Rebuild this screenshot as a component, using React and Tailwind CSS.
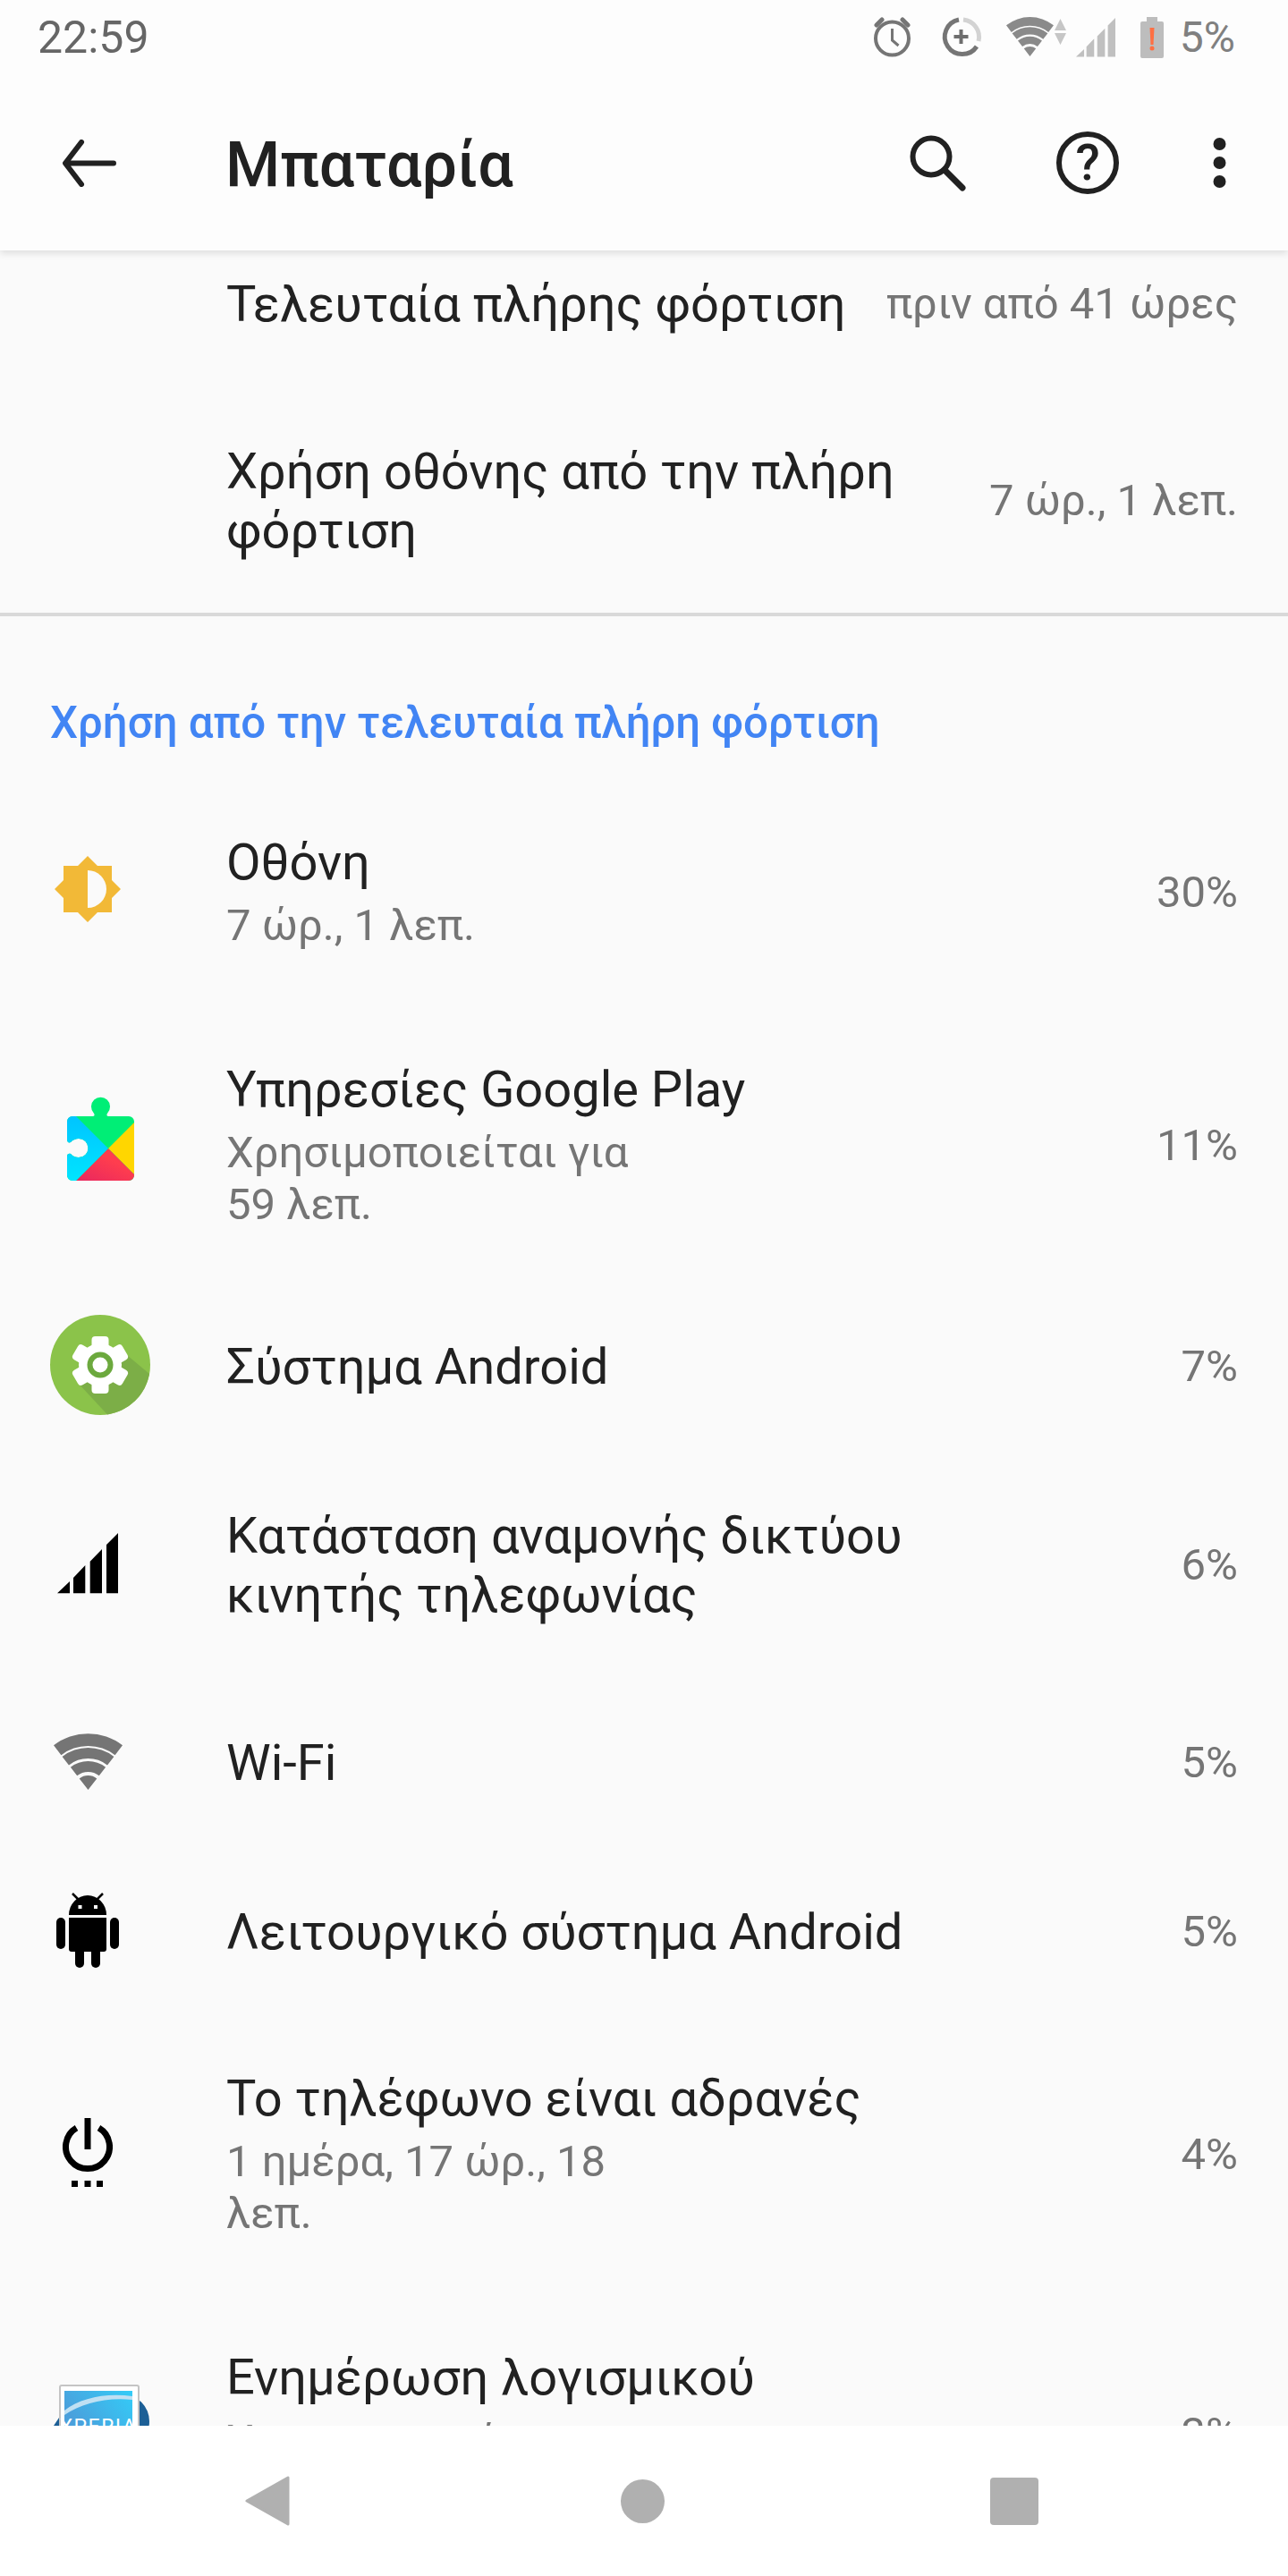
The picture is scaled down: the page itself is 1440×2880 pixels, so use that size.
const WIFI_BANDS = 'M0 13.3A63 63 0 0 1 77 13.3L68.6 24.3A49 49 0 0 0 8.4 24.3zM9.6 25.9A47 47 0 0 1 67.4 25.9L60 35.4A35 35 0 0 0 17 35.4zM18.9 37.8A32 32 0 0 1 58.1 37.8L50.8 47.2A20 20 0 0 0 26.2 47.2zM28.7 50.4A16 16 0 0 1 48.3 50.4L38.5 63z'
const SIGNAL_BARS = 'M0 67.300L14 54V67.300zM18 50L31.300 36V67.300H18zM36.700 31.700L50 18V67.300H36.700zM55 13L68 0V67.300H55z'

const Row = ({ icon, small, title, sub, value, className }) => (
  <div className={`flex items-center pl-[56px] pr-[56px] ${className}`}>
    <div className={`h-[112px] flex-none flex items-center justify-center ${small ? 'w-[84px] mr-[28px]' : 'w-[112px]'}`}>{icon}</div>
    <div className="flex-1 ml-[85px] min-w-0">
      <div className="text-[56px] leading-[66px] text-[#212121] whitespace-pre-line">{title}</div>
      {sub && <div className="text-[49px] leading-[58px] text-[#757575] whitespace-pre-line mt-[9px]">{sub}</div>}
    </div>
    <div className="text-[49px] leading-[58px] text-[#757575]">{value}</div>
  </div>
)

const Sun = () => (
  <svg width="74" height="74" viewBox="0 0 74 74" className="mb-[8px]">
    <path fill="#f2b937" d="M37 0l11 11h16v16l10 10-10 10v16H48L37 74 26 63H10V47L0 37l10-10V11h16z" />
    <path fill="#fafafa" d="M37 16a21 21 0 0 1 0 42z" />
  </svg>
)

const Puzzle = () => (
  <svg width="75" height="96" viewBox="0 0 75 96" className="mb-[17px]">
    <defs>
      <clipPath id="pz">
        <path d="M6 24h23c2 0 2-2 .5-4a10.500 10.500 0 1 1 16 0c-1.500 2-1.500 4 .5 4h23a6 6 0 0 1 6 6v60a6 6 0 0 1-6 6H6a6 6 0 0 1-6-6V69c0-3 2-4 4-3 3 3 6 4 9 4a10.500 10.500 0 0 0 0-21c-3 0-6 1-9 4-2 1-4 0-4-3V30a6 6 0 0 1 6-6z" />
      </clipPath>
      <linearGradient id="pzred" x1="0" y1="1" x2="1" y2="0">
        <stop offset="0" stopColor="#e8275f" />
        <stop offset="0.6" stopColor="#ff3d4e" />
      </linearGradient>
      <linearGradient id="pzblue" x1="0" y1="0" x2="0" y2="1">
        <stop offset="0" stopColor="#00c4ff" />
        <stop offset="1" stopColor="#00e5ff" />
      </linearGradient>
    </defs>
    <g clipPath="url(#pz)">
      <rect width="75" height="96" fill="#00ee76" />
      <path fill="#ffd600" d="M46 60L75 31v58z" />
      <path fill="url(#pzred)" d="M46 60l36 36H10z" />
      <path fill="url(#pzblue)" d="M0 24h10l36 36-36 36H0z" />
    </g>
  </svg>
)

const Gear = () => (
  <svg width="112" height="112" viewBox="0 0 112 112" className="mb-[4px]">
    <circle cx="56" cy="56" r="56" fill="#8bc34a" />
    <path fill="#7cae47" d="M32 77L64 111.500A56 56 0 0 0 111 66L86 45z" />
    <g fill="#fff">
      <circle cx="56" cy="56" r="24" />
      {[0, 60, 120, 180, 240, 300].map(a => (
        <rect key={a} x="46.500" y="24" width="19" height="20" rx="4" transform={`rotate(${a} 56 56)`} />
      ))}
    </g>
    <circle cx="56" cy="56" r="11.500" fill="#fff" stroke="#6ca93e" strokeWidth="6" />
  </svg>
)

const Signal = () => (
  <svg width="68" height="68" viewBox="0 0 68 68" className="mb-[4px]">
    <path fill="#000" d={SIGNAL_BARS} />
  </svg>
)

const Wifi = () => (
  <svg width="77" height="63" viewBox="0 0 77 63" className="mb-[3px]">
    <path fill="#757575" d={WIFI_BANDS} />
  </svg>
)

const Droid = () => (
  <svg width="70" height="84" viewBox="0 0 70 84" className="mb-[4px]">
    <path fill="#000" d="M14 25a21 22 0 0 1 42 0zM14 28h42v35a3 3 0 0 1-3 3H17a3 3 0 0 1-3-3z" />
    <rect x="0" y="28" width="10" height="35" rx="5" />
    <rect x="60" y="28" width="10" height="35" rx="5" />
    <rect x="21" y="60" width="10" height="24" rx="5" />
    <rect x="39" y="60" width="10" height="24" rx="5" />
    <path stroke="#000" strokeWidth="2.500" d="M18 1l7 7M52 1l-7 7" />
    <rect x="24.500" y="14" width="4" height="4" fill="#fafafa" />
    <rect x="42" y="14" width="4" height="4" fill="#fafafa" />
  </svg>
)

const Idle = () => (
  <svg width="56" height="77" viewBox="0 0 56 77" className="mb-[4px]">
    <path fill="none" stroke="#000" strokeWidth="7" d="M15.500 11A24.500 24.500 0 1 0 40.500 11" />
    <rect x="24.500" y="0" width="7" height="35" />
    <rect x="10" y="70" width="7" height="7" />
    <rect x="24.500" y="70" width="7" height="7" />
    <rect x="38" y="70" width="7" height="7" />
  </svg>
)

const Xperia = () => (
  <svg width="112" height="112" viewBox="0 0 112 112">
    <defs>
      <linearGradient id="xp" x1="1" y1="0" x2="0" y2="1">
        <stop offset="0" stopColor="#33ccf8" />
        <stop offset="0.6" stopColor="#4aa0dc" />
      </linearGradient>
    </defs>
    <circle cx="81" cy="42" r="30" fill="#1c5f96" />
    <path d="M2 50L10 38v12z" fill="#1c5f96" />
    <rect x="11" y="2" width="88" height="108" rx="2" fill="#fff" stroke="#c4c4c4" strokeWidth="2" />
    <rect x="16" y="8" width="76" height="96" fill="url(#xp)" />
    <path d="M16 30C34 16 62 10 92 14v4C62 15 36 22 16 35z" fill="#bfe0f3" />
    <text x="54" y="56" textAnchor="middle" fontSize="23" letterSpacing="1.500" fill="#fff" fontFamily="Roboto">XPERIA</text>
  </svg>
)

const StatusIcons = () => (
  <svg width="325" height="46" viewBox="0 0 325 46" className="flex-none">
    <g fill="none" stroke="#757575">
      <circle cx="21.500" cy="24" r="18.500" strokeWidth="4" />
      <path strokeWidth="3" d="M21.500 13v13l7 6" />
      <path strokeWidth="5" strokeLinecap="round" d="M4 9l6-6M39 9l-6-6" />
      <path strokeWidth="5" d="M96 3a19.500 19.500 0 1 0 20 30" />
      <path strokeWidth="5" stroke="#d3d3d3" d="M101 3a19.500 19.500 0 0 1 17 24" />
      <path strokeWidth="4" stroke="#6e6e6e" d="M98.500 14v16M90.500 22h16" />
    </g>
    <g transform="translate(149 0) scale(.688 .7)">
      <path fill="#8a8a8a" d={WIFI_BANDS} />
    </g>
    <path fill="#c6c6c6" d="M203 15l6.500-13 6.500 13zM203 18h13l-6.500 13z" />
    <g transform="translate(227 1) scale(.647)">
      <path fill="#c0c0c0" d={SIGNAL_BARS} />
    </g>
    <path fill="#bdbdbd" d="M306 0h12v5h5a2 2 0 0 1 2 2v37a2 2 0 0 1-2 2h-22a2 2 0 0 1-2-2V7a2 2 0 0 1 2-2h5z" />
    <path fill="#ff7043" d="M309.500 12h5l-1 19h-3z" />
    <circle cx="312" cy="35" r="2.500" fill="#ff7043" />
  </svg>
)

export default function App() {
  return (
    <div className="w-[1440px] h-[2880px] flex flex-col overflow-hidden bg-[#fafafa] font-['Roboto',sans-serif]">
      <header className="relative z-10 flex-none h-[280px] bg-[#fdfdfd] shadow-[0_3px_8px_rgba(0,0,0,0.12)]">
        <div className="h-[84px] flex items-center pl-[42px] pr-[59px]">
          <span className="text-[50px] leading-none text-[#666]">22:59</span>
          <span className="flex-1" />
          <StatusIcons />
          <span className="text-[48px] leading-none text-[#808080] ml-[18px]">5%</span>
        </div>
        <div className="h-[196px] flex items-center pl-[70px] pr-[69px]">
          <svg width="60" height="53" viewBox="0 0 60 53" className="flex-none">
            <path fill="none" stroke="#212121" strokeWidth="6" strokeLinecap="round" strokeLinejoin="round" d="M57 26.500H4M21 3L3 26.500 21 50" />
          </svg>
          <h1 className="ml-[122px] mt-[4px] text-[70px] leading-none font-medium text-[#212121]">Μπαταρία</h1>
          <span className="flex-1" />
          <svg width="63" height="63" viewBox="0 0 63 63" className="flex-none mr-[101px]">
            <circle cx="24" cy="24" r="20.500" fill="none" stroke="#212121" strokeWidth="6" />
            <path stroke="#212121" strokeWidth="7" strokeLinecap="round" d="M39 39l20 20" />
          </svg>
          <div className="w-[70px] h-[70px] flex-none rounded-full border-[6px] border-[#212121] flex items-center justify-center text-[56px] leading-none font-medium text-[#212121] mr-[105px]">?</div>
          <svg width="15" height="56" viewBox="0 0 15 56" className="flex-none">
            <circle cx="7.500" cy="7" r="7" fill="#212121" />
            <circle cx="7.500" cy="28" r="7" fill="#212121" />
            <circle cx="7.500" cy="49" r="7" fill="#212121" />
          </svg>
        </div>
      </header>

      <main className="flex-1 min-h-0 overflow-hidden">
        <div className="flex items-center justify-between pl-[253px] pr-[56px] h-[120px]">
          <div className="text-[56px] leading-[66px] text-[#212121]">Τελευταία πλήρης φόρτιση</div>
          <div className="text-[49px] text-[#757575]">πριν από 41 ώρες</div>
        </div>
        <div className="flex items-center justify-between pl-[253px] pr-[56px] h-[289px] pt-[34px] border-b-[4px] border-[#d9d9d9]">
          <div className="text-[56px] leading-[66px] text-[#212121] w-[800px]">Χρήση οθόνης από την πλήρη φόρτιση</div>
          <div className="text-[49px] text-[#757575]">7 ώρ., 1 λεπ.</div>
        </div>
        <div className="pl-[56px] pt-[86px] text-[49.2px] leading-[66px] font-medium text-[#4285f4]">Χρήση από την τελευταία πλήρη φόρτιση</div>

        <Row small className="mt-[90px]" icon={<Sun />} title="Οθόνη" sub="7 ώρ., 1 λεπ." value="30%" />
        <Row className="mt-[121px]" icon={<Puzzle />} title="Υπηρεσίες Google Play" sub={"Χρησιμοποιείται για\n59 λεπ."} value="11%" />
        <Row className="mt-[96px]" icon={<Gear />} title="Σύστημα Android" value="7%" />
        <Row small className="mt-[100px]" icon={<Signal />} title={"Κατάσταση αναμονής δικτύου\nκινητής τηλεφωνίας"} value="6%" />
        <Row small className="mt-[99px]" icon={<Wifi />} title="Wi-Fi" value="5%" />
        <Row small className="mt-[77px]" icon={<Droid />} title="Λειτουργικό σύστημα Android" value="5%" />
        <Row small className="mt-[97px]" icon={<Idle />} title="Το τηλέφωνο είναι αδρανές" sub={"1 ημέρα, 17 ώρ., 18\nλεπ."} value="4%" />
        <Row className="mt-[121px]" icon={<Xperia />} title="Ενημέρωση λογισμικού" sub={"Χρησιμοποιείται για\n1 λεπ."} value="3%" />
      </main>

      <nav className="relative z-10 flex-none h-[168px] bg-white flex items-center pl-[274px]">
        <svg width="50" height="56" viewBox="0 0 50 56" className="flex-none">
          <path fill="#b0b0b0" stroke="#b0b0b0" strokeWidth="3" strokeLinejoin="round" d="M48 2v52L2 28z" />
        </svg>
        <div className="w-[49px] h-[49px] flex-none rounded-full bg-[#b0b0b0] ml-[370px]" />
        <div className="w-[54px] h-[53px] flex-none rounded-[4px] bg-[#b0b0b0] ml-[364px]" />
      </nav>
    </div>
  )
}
——————
### EXERCISE GOAL
Emit only the lines from the one containing "The picture is" through the one containing "const SIGNAL_BARS = 'M0", copied exactly.

### RESPONSE BELOW
The picture is scaled down: the page itself is 1440×2880 pixels, so use that size.
const WIFI_BANDS = 'M0 13.3A63 63 0 0 1 77 13.3L68.6 24.3A49 49 0 0 0 8.4 24.3zM9.6 25.9A47 47 0 0 1 67.4 25.9L60 35.4A35 35 0 0 0 17 35.4zM18.9 37.8A32 32 0 0 1 58.1 37.8L50.8 47.2A20 20 0 0 0 26.2 47.2zM28.7 50.4A16 16 0 0 1 48.3 50.4L38.5 63z'
const SIGNAL_BARS = 'M0 67.300L14 54V67.300zM18 50L31.300 36V67.300H18zM36.700 31.700L50 18V67.300H36.700zM55 13L68 0V67.300H55z'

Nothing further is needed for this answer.